You are at the grocery store, checking out. The total comes to $250. You pay, but then remember you had a coupon. You present it to the cashier, who calls the manager over. The manager informed you that you've attempted to use an expired coupon, which is a violation of Paragraph 53 subsection d of their Terms of Service. They keep your groceries and your $250, and they ban you from the store.

Google is acting here like it was entitled to a profitable transaction, and is even entitled to punish anyone who tries to make it a losing transaction. But they're not the police. No crime was committed.

Regular businesses win some and lose some. A store buys widgets for $10 and hopes to sell them for $20, but sometimes they miscalculate and have to unload them for $5. Overall they hope their winners exceed their losers. That's business.

> They keep your groceries and your $250, and they ban you from the store.

If you signed an agreement with the grocery store that says they will ban you with no refunds for doing $FOO, and you do $FOO, then you can't expect any sympathy when you get banned, now can you?

In any case, your analogy is broken, because this is a monthly subscription, not a once-off purchase: when you pay for a month of subscription and then get banned, you don't expect to get that month's payment back.

  • At least one person in the support thread paid for a year and appears to have had it all forfeited, not refunded. If you're OK with that, then I urge you to reconsider. There is a big difference between contract, civil, and criminal law. People who break contracts aren't criminals. Sprawling corporations do not need yet more power, beyond the might they already have, to act like private police forces.

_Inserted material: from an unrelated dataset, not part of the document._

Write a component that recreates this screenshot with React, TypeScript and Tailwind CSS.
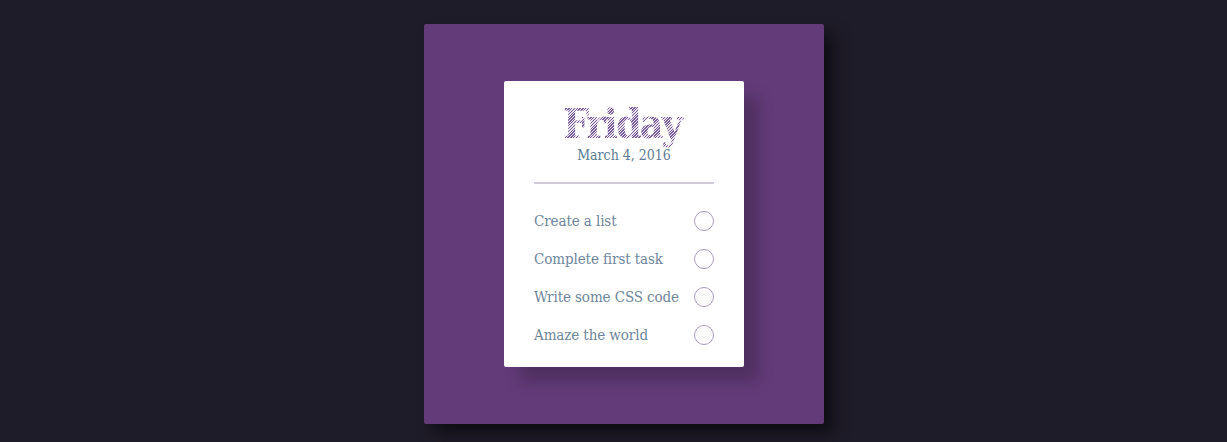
const tasks = ['Create a list', 'Complete first task', 'Write some CSS code', 'Amaze the world'];

export default function App() {
  return (
    <div className="h-[442px] overflow-hidden bg-[#1f1c29] flex justify-center pl-[21px] pt-6 font-['DejaVu_Serif',serif]">
      <div className="w-[400px] h-[400px] rounded-[2px] bg-[#633b79] shadow-[10px_10px_15px_rgba(0,0,0,0.55)] flex items-center justify-center">
        <div className="w-[240px] h-[286.5px] rounded-[2px] bg-white px-[30px] pt-[22px] shadow-[15px_15px_15px_rgba(0,0,0,0.2)]">
          <div className="text-center border-b-2 border-[#d2cbdc] h-[81px]">
            <h1 className="h-[46px] -mb-1 pr-1 text-[41px] leading-[43px] font-bold font-stretch-condensed tracking-[-2px] text-transparent bg-clip-text bg-[repeating-linear-gradient(135deg,#7a6199_0px,#7a6199_1px,#e6e0ee_1px,#e6e0ee_2px)]">
              Friday
            </h1>
            <p className="text-[14px] leading-5 font-stretch-condensed text-[#5d7b94]">March 4, 2016</p>
          </div>
          <ul className="pt-[18px]">
            {tasks.map((t) => (
              <li key={t} className="h-[38px] flex items-center justify-between text-[#6f869c] text-[15px] font-stretch-condensed tracking-[-0.1px]">
                <span>{t}</span>
                <span className="w-5 h-5 rounded-full border border-[#ab9dbf]" />
              </li>
            ))}
          </ul>
        </div>
      </div>
    </div>
  );
}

my point wasn't an analogy. the facts are that it is a private api being used with a subscription service. neither hbo nor google are required to do business with people that abuse the api.

  • We are in violent agreement about that point. Where we seem to disagree is that I don't think they're entitled to also keep the customer's annual subscription payment when they've decided they want out of the contract.

A purchase transaction is a different thing from a subscription. It would be a more meaningful comparison if your example happened at Costco where you need a membership to shop. You'd get either your groceries or your $250 back, but you'd be banned from the store and you wouldn't get your membership fee refunded.